Excellent article, and nice sword!


> I don't believe sword work need be any more complicated than getting the pointy end in the other man, provided your body mechanics are sound and you understand how to move the weapon to employ its cutting edge and to block with its flat.


 blocks are with the leading edge i think.  A good katana can take a bullet on the leading edge.

consider taking up Iaido, I have found it to be a _very_ good compliment to karate.  And it teaches you a renewed respect for the distance between you and your opponent.


----------



## Blindside (Aug 7, 2004)

> blocks are with the leading edge i think. A good katana can take a bullet on the leading edge.



Sir, please step away from the edge vs. flat debate.   :boing1: 

Lamont


----------



## Scout_379 (Aug 7, 2004)

whoa! there's a debate?
 sorry,  im relatively new to forums so please excuse the my naivety


----------



## Phil Elmore (Aug 7, 2004)

> blocks are with the leading edge i think. A good katana can take a bullet on the leading edge.



Uh, no.


----------



## dearnis.com (Aug 7, 2004)

Nice review Phil.  Nice reply as well.


----------



## satans.barber (Aug 7, 2004)

I'm a fan of Paul Chen swords too, I've got the Practical Plus Katana which is the next model up from the Practical (about £220 compared to ~£120 from UK suppliers).

I think it looks great, and I've been trying a bit of cutting with it recently.  Goes through 2l water bottles with no trouble at all:

http://www.satansbarber.co.uk/files/tami2.divx.avi

As you can see I'm not trained in JSA! It's good fun though to slice a few bottles in half as long as you're careful, great way of relieving stress after a crappy day at work!

Ian.


----------



## Phil Elmore (Aug 8, 2004)

I got a lot of flak for posting this review at e-budo.com, where there are many traditional exponents of the sword.  While I prefaced this review up and down with caveat after caveat stating that I'm not primarily a practitioner of the Japanese Sword Arts and my impressions must be measured accordingly, it's the consensus over there that I have no business even _handling_ a katana (and this one's not suitable for those engaged in JSA).  A few of them seemed very troubled that my only interest in the sword was in whether it could be used to deliver force to another human being, forgetting the context in which _The Martialist_ is written -- it's intended for the pragmatist, for the generalist -- for someone interested only in the commonalities in weaponry and their techniques across cultures and across platforms.

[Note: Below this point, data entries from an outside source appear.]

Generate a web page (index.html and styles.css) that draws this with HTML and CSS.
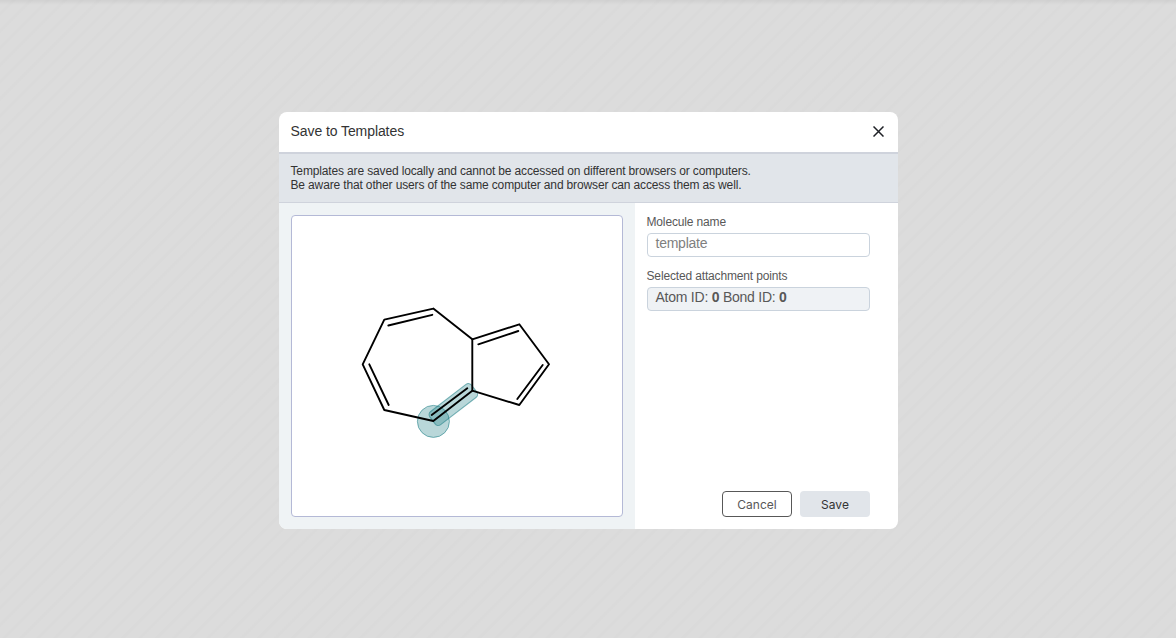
FILE: index.html
```html
<!DOCTYPE html>
<html lang="en">
<head>
<meta charset="utf-8">
<title>Save to Templates</title>
<link rel="stylesheet" href="styles.css">
</head>
<body>
<div class="overlay">
  <div class="dialog">
    <header class="dialog-header">
      <span class="dialog-title">Save to Templates</span>
      <button class="close" aria-label="Close">
        <svg width="11" height="11" viewBox="0 0 11 11"><path d="M0.5 0.5L10.5 10.5M10.5 0.5L0.5 10.5" stroke="#1f2126" stroke-width="1.5" fill="none"/></svg>
      </button>
    </header>
    <div class="info">Templates are saved locally and cannot be accessed on different browsers or computers.<br>Be aware that other users of the same computer and browser can access them as well.</div>
    <div class="body">
      <div class="left">
        <div class="preview">
          <svg class="molecule" viewBox="292 216 330 300">
            <g class="hl">
              <circle cx="433.4" cy="421.4" r="16"/>
              <rect x="0" y="-8.25" width="52.5" height="16.5" rx="4" transform="translate(432.5 420.5) rotate(-37.5)"/>
            </g>
            <g class="bonds">
              <path d="M433.3 308.6L384.3 319.6L362.7 364.3L384.3 410L433.3 421L472.3 390.7L472.3 339.3L433.3 308.6"/>
              <path d="M472.3 339.3L519.3 324.3L549 364.3L519.3 405L472.3 390.7"/>
              <path d="M388.3 325.5L432.3 314.8"/>
              <path d="M369.3 364.3L388.7 405"/>
              <path d="M431.7 415L467.3 388.3"/>
              <path d="M478.3 344.3L518.3 331"/>
              <path d="M542.7 365L517.3 399"/>
            </g>
          </svg>
        </div>
      </div>
      <div class="right">
        <label class="field-label">Molecule name</label>
        <div class="input placeholder">template</div>
        <label class="field-label second">Selected attachment points</label>
        <div class="input readonly">Atom ID: <b>0</b> Bond ID: <b>0</b></div>
        <div class="actions">
          <button class="btn btn-cancel">Cancel</button>
          <button class="btn btn-save">Save</button>
        </div>
      </div>
    </div>
  </div>
</div>
</body>
</html>
```
FILE: styles.css
```css
* { box-sizing: border-box; }
html, body { margin: 0; height: 100%; }
body {
  font-family: "Liberation Sans", Arial, sans-serif;
  overflow: hidden;
}
.overlay {
  width: 1176px;
  height: 638px;
  padding: 112px 0 0 279px;
  background-color: #dbdbdb;
  background-image:
    linear-gradient(to bottom, rgba(0,0,0,.05), rgba(0,0,0,0) 5px),
    repeating-linear-gradient(135deg, #dcdcdc 0, #dcdcdc 8px, #dadada 9px, #dadada 11px, #dcdcdc 12px);
}
.dialog {
  width: 619px;
  height: 417px;
  background: #fff;
  border-radius: 8px;
  overflow: hidden;
  display: flex;
  flex-direction: column;
}
.dialog-header {
  height: 40px;
  flex: none;
  display: flex;
  align-items: center;
  justify-content: space-between;
  padding: 0 14.5px 2px 11.5px;
}
.dialog-title { font-size: 14px; letter-spacing: -.08px; color: #333; }
.close {
  display: flex;
  padding: 0;
  border: 0;
  background: none;
}
.info {
  height: 51px;
  flex: none;
  padding: 10px 12px 0 11.5px;
  background: #e1e5ea;
  border-top: 2px solid #cfd3dc;
  border-bottom: 1px solid #cfd3dc;
  font-size: 12px;
  letter-spacing: -.145px;
  line-height: 14px;
  color: #333;
}
.body { flex: 1; display: flex; min-height: 0; }
.left {
  width: 356px;
  flex: none;
  padding: 12px;
  background: #eff3f5;
}
.preview {
  width: 332px;
  height: 302px;
  background: #fff;
  border: 1px solid #b4b9d6;
  border-radius: 4px;
}
.molecule { display: block; width: 330px; height: 300px; }
.bonds path {
  fill: none;
  stroke: #000;
  stroke-width: 1.9;
  stroke-linejoin: round;
  stroke-linecap: round;
}
.hl circle, .hl rect {
  fill: rgba(22,122,130,.3);
  stroke: rgba(22,122,130,.55);
  stroke-width: 1;
}
.right {
  flex: 1;
  display: flex;
  flex-direction: column;
  padding: 12px 28px 12px 11.5px;
}
.field-label { font-size: 12px; letter-spacing: -.15px; line-height: 14px; color: #585858; }
.field-label.second { margin-top: 12px; }
.input {
  width: 223px;
  height: 24px;
  margin-top: 4px;
  margin-left: .5px;
  padding: 0 7.5px;
  border: 1px solid #cad3dd;
  border-radius: 4px;
  font-size: 14px;
  letter-spacing: -.24px;
  line-height: 19px;
}
.placeholder { color: #7f7f7f; }
.readonly { background: #eff2f5; color: #585858; }
.actions {
  margin-top: auto;
  margin-left: .5px;
  display: flex;
  justify-content: flex-end;
  gap: 8px;
  width: 223px;
}
.btn {
  width: 70px;
  height: 26px;
  padding: 0;
  border-radius: 4px;
  font-family: Inter, sans-serif;
  font-size: 12px;
}
.btn-cancel { background: #fff; border: 1px solid #585858; color: #585858; }
.btn-save { background: #e1e5ea; border: 0; color: #333; }
```
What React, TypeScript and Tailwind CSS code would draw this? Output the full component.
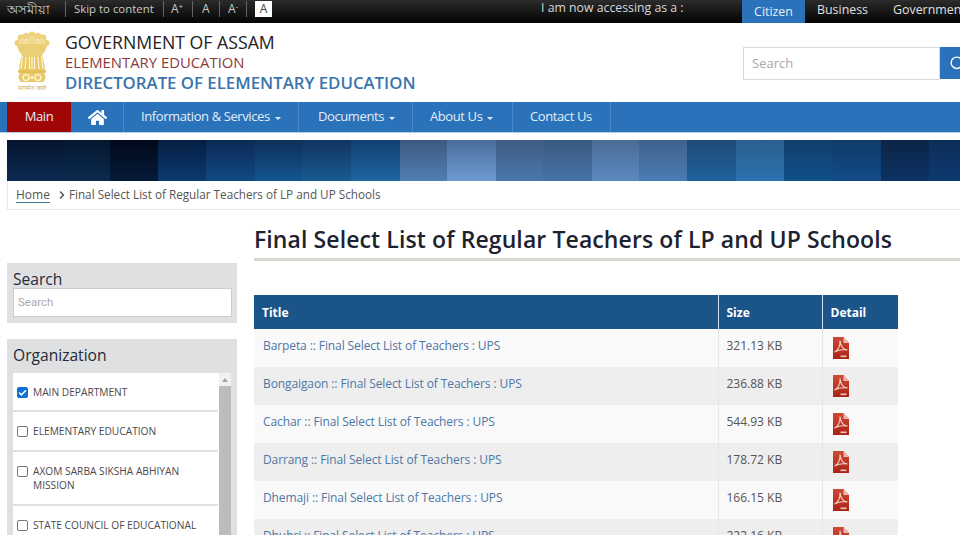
import { Search as SearchIcon, ChevronRight, Check } from "lucide-react";
import { FaHome } from "react-icons/fa";

const banner = [
  "w-[56px] from-[#05142e] to-[#0a2a52]",
  "w-[47px] from-[#05182f] to-[#0a2a50]",
  "w-[48px] from-[#020a1c] to-[#051a38]",
  "w-[48px] from-[#061f42] to-[#0c3a70]",
  "w-[49px] from-[#0a2a54] to-[#114a85]",
  "w-[47px] from-[#0d3058] to-[#155592]",
  "w-[49px] from-[#10345f] to-[#1a5a94]",
  "w-[49px] from-[#123f70] to-[#1f66a2]",
  "w-[47px] from-[#3c5a80] to-[#4f7fb5]",
  "w-[49px] from-[#4a6e9c] to-[#6f9bd3]",
  "w-[47px] from-[#3e5c82] to-[#4a78ae]",
  "w-[49px] from-[#3a5a80] to-[#4472a8]",
  "w-[47px] from-[#4a6c96] to-[#5b89c0]",
  "w-[48px] from-[#3f628c] to-[#4a7cb4]",
  "w-[49px] from-[#1f4a74] to-[#1d619f]",
  "w-[48px] from-[#2c5f8e] to-[#2a72b2]",
  "w-[49px] from-[#113f6b] to-[#11508a]",
  "w-[48px] from-[#0f3a6a] to-[#134a88]",
  "w-[48px] from-[#0b2445] to-[#0d3364]",
  "w-[31px] from-[#0c2d58] to-[#0c3a70]",
];

const rows = [
  ["Barpeta :: Final Select List of Teachers : UPS", "321.13 KB"],
  ["Bongaigaon :: Final Select List of Teachers : UPS", "236.88 KB"],
  ["Cachar :: Final Select List of Teachers : UPS", "544.93 KB"],
  ["Darrang :: Final Select List of Teachers : UPS", "178.72 KB"],
  ["Dhemaji :: Final Select List of Teachers : UPS", "166.15 KB"],
  ["Dhubri :: Final Select List of Teachers : UPS", "222.16 KB"],
];

function Pdf() {
  return (
    <svg width="16" height="22" viewBox="0 0 16 22" className="block">
      <defs>
        <linearGradient id="pdfg" x1="0" y1="0" x2="0" y2="1">
          <stop offset="0" stopColor="#cf4a35" />
          <stop offset="1" stopColor="#a92415" />
        </linearGradient>
      </defs>
      <path d="M0 0H10.5L16 6V22H0Z" fill="url(#pdfg)" />
      <path d="M10.5 0L16 6H10.5Z" fill="#ecb8ae" />
      <path d="M1.5 15C5 13.5 7.5 9 7 3.5C7.5 9 10.5 12.5 14.5 13C10.5 12.5 5 13 1.5 15Z" fill="none" stroke="#f3d3cc" strokeWidth="1.1" />
      <rect x="7.5" y="18.5" width="6" height="1.6" fill="#eec4bc" />
    </svg>
  );
}

function Emblem() {
  return (
    <svg width="36" height="62" viewBox="0 0 36 62" className="block">
      <g fill="#edd27e">
        <circle cx="18" cy="4" r="3.6" />
        <circle cx="12" cy="5" r="3.2" />
        <circle cx="24" cy="5" r="3.2" />
        <circle cx="7" cy="7" r="3.4" />
        <circle cx="29" cy="7" r="3.4" />
        <circle cx="3.5" cy="12" r="3" />
        <circle cx="32.5" cy="12" r="3" />
        <circle cx="18" cy="10" r="5" fill="#f0d98f" />
        <circle cx="9" cy="12" r="4.5" fill="#f2dc96" />
        <circle cx="27" cy="12" r="4.5" fill="#f2dc96" />
        <path d="M2 13H34L31 20L27 26H9L5 20Z" fill="#ebcf76" />
        <path d="M7 26H29L31 39H5Z" fill="#e8c965" />
        <path d="M8.5 26L7 38M12 26L11 38M15.5 26V38M18 26V38M20.5 26V38M24 26L25 38M27.5 26L29 38" stroke="#fff4d2" strokeWidth="1.2" fill="none" />
        <rect x="4" y="39" width="28" height="3" rx="1" fill="#e3c05a" />
        <path d="M6 42H30C32 44 32 49 29 51H7C4 49 4 44 6 42Z" fill="#e9ca68" />
        <circle cx="12" cy="46.5" r="3" fill="none" stroke="#fff4d2" strokeWidth="1.3" />
        <circle cx="24" cy="46.5" r="3" fill="none" stroke="#fff4d2" strokeWidth="1.3" />
        <circle cx="18" cy="46.5" r="1.5" fill="#fff4d2" />
      </g>
      <text x="18" y="59" textAnchor="middle" fontSize="6" fill="#cdb36a">सत्यमेव जयते</text>
    </svg>
  );
}

function Check2({ checked, label, first }: { checked?: boolean; label: string; first?: boolean }) {
  return (
    <div className={`flex gap-[5px] border-b-2 border-[#dfe0e2] pl-[4px] pr-[5px] leading-[14px] pt-[12px] ${first ? "pb-[11px]" : "pb-[12px]"}`}>
      <span
        className={`mt-[2px] flex h-[11px] w-[11px] shrink-0 items-center justify-center rounded-[2px] border ${
          checked ? "border-[#0f6fd8] bg-[#0f6fd8]" : "border-[#767676] bg-white"
        }`}
      >
        {checked && <Check size={10} strokeWidth={4} className="text-white" />}
      </span>
      <span className="text-[10.2px] text-[#4a4a4a]">{label}</span>
    </div>
  );
}

function Caret() {
  return <span className="ml-[5px] mt-[2px] h-0 w-0 border-x-[3px] border-t-[3px] border-x-transparent border-t-[#e4edf6]" />;
}

export default function App() {
  return (
    <div className="h-[535px] w-[960px] overflow-hidden bg-white font-['Open_Sans',sans-serif] text-[#333]">
      {/* top bar */}
      <div className="flex h-[23px] items-start overflow-hidden whitespace-nowrap bg-gradient-to-b from-[#2c2c2c] to-[#050505] text-[12px] leading-[16px] text-[#c9c9c9]">
        <span className="mt-[1px] h-[16px] w-[66px] shrink-0 border-r border-[#666] pl-[7px] text-[13px]">অসমীয়া</span>
        <span className="mt-[1px] h-[16px] w-[98px] shrink-0 border-r border-[#666] pl-[8px] text-[11.4px]">Skip to content</span>
        <span className="mt-[1px] h-[16px] w-[29px] shrink-0 border-r border-[#666] pl-[7px]">A<sup className="text-[8px]">+</sup></span>
        <span className="mt-[1px] h-[16px] w-[27px] shrink-0 border-r border-[#666] pl-[9px]">A</span>
        <span className="mt-[1px] h-[16px] w-[27px] shrink-0 border-r border-[#666] pl-[8px]">A<sup className="text-[8px]">-</sup></span>
        <span className="ml-[8px] mt-[1px] flex h-[16px] w-[17px] shrink-0 items-center justify-center bg-white text-[#444]">A</span>
        <span className="ml-[269px] w-[201px] shrink-0 text-[12.3px] text-[#d8d8d8]">I am now accessing as a :</span>
        <span className="flex h-[23px] w-[63px] shrink-0 items-center justify-center bg-[#2a72b9] text-[12.4px] text-[#e6eef6]">Citizen</span>
        <span className="ml-[12px] mt-[2px] shrink-0 text-[12.4px] text-[#e0e0e0]">Business</span>
        <span className="ml-[25px] mt-[2px] shrink-0 text-[12.4px] text-[#e0e0e0]">Government</span>
      </div>

      {/* header */}
      <div className="flex h-[79px] items-start">
        <div className="ml-[14px] mt-[8px]"><Emblem /></div>
        <div className="ml-[15px] mt-[8px]">
          <div className="text-[17.7px] leading-[22px] text-[#222]">GOVERNMENT OF ASSAM</div>
          <div className="text-[14.85px] leading-[19px] text-[#8a3a3a]">ELEMENTARY EDUCATION</div>
          <div className="text-[16.8px] font-semibold leading-[21px] text-[#3a74ad]">DIRECTORATE OF ELEMENTARY EDUCATION</div>
        </div>
        <div className="ml-auto mt-[24px] flex">
          <div className="flex h-[33px] w-[197px] items-center border border-[#d9d9d9] px-[8px] text-[13px] text-[#a8a8a8]">Search</div>
          <div className="flex h-[32px] w-[20px] items-center overflow-hidden bg-[#2a72b9] pl-[9px]">
            <SearchIcon size={17} className="shrink-0 text-white" />
          </div>
        </div>
      </div>

      {/* nav */}
      <div className="flex h-[31px] border-b border-[#a9d4ee] bg-[#2a72b9] pl-[7px] text-[13px] tracking-[-0.4px] text-[#e4edf6]">
        <div className="flex w-[64px] items-center justify-center bg-[#a00606]">Main</div>
        <div className="flex w-[53px] items-center justify-center border-r border-[#4b8ac8]"><FaHome size={19} className="text-white" /></div>
        <div className="flex w-[175px] items-center border-r border-[#4b8ac8] pl-[17px]">Information &amp; Services<Caret /></div>
        <div className="flex w-[114px] items-center border-r border-[#4b8ac8] pl-[19px]">Documents<Caret /></div>
        <div className="flex w-[100px] items-center border-r border-[#4b8ac8] pl-[17px]">About Us<Caret /></div>
        <div className="flex w-[98px] items-center border-r border-[#4b8ac8] pl-[17px]">Contact Us</div>
      </div>

      {/* banner */}
      <div className="ml-[7px] mt-[7px] flex h-[41px] overflow-hidden">
        {banner.map((c, i) => (
          <div key={i} className={`h-full shrink-0 bg-gradient-to-b ${c}`} />
        ))}
      </div>

      {/* breadcrumb */}
      <div className="ml-[7px] flex h-[29px] items-center border-b border-l border-[#e8e8e8] pl-[8px] text-[11.72px] text-[#555]">
        <span className="border-b border-[#3c7d8c] text-[12px] leading-[15px]">Home</span>
        <ChevronRight size={12} strokeWidth={3} className="ml-[6px] mr-[1px] text-[#555]" />
        <span>Final Select List of Regular Teachers of LP and UP Schools</span>
      </div>

      <div className="flex items-start">
        {/* sidebar */}
        <div className="ml-[7px] mt-[53px] w-[230px]">
          <div className="h-[60px] bg-[#dfe0e2] pl-[6px] pr-[5px] pt-[7px]">
            <div className="text-[15.6px] font-medium leading-[18px] text-[#222b3a]">Search</div>
            <div className="flex h-[29px] items-center border border-[#ccc] bg-white px-[4px] font-['Roboto',sans-serif] text-[11.5px] text-[#aaa]">Search</div>
          </div>
          <div className="mt-[16px] h-[300px] bg-[#dfe0e2] px-[6px] pt-[4px]">
            <div className="text-[15.6px] font-medium leading-[24px] text-[#222b3a]">Organization</div>
            <div className="mt-[6px] flex h-[300px] bg-white">
              <div className="w-[205px]">
                <Check2 first checked label="MAIN DEPARTMENT" />
                <Check2 label="ELEMENTARY EDUCATION" />
                <Check2 label="AXOM SARBA SIKSHA ABHIYAN MISSION" />
                <Check2 label="STATE COUNCIL OF EDUCATIONAL RESEARCH AND TRAINING" />
              </div>
              <div className="ml-[1px] w-[12px] bg-[#f1f1f1]">
                <div className="mx-auto mt-[5px] h-0 w-0 border-x-[3px] border-b-[4px] border-x-transparent border-b-[#a3a3a3]" />
                <div className="mt-[4px] h-full bg-[#bcbcbc]" />
              </div>
            </div>
          </div>
        </div>

        {/* main */}
        <div className="ml-[17px] flex-1">
          <h1 className="mt-[15px] h-[33px] whitespace-nowrap text-[23px] font-semibold leading-[28px] tracking-[0.1px] text-[#1d2230]">
            Final Select List of Regular Teachers of LP and UP Schools
          </h1>
          <div className="h-[3px] bg-[#d6d5d0]" />
          <table className="mt-[34px] w-[644px] table-fixed border-collapse text-[12px]">
            <thead>
              <tr className="h-[34px] bg-[#1b5488] text-left font-bold text-white">
                <th className="w-[464px] border-r border-[#cfe0ee] pl-[8px] pt-[1px]">Title</th>
                <th className="w-[104px] border-r border-[#cfe0ee] pl-[8px] pt-[1px]">Size</th>
                <th className="pl-[8px] pt-[1px]">Detail</th>
              </tr>
            </thead>
            <tbody>
              {rows.map((r, i) => (
                <tr key={r[0]} className={`h-[38px] ${i % 2 ? "bg-[#eeeeee]" : "bg-[#f9f9f9]"}`}>
                  <td className="border-r border-[#e6e6e6] pb-[5px] pl-[9px] tracking-[-0.1px] text-[#4d77a5]">{r[0]}</td>
                  <td className="border-r border-[#e6e6e6] pb-[5px] pl-[8px] text-[#555]">{r[1]}</td>
                  <td className="pl-[10px]"><Pdf /></td>
                </tr>
              ))}
            </tbody>
          </table>
        </div>
      </div>
    </div>
  );
}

To be honest with you, I _knew_ it would irk them a little simply because I'm not "in the club," but I really did think I'd placed enough warnings and cautions about my lack of said membership in the text of the article.

Recently I made my much older review of the *Cold Steel Katana* available at _The Martialist_.

Remember, I'm no JSA guy.  I certainly don't fault traditional practitioners for getting offended or for disapproving -- that is their privilege, having spent the time and the effort to master the art.


----------



## satans.barber (Aug 8, 2004)

Well I enjoy reading your reviews Phil and I'm sure everyone else on Martial Talk does as well! They're informative, colourful and to the point (small pun intended  ) which is what you really want out of a review.

The JSA crowd can be a little stuffy sometimes, if you don't know your hamon from your habaki then you shouldn't even be touching Japanese swords in their eyes a lot of the time, as you pointed out! Not everyone has the time, or the money, or the opportunity to train in JSA though - I don't think that should preclude people with an interest in it from pursuing that interest under their own steam.

A lot of this has stemmed from people hurting themselves I think, untrained people who've seen the Matrix, Equilibrium, Last Samurai, Kill Bill etc.,  gone and bought a katana and then accidetally hacked their own leg off (well...). I can understand the JSA community wanting to dissuade people from these sorts of actions, after all SFI and places are full of people posting about "wot sword shud i get wot can chop a tree down?? k thx ta!" and so on. I'm against this myself, but I hope that people know whether or not they have the experience needed (a little physics, body posture and some good old common sense) to try a few cuts or whatever. 

As for simply owning a sword and never cutting with it, which many people will want to do anyway, I don't see why anyone should be excluded from this unless they're not old enough by law. You shouldn't need to be a kenjutsu master in order ot be allowed to own a thing of beauty...

Ian.


----------